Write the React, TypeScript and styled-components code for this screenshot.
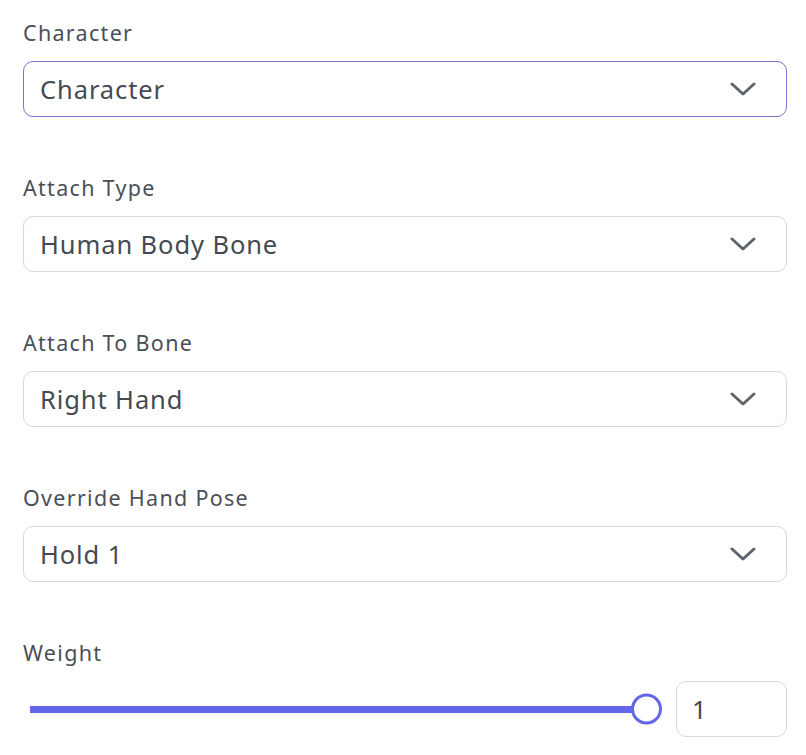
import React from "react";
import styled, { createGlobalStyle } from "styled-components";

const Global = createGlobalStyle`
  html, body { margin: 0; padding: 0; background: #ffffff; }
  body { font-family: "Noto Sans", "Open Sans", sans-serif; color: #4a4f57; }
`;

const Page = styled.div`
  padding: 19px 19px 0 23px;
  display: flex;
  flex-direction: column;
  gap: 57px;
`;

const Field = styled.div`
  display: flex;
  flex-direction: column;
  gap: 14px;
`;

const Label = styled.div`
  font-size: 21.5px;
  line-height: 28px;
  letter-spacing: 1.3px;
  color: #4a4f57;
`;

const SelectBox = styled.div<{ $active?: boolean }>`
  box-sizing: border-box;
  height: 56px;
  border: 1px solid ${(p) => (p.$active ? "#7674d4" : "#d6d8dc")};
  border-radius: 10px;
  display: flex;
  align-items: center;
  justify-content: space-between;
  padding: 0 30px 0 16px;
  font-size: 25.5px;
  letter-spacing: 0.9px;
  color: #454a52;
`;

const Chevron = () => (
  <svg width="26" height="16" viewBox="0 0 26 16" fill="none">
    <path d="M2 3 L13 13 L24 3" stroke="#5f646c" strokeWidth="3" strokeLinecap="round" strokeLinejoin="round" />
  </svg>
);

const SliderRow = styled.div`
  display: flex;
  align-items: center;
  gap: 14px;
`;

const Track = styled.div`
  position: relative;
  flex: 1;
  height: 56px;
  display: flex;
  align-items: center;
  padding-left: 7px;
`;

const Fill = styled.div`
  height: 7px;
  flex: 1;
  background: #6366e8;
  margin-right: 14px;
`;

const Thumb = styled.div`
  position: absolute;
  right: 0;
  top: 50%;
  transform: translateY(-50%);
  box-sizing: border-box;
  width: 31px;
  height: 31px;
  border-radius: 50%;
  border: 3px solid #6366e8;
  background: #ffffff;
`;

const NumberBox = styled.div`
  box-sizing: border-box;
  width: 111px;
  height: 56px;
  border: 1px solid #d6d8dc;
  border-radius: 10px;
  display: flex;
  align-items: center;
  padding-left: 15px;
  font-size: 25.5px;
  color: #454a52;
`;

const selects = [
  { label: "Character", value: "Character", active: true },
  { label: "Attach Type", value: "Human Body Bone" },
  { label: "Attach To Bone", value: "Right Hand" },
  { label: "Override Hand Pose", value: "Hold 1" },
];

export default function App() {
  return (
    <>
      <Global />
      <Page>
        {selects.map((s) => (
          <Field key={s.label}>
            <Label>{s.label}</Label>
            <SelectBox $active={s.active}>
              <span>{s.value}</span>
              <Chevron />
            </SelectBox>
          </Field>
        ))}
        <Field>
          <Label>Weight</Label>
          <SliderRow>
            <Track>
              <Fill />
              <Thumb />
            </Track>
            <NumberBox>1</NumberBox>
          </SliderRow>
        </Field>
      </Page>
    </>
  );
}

----------

EXERCISE GOAL -> Select and copy each line from the data that includes the word "styled".

RESPONSE ->
Write the React, TypeScript and styled-components code for this screenshot.
import styled, { createGlobalStyle } from "styled-components";
const Page = styled.div`
const Field = styled.div`
const Label = styled.div`
const SelectBox = styled.div<{ $active?: boolean }>`
const SliderRow = styled.div`
const Track = styled.div`
const Fill = styled.div`
const Thumb = styled.div`
const NumberBox = styled.div`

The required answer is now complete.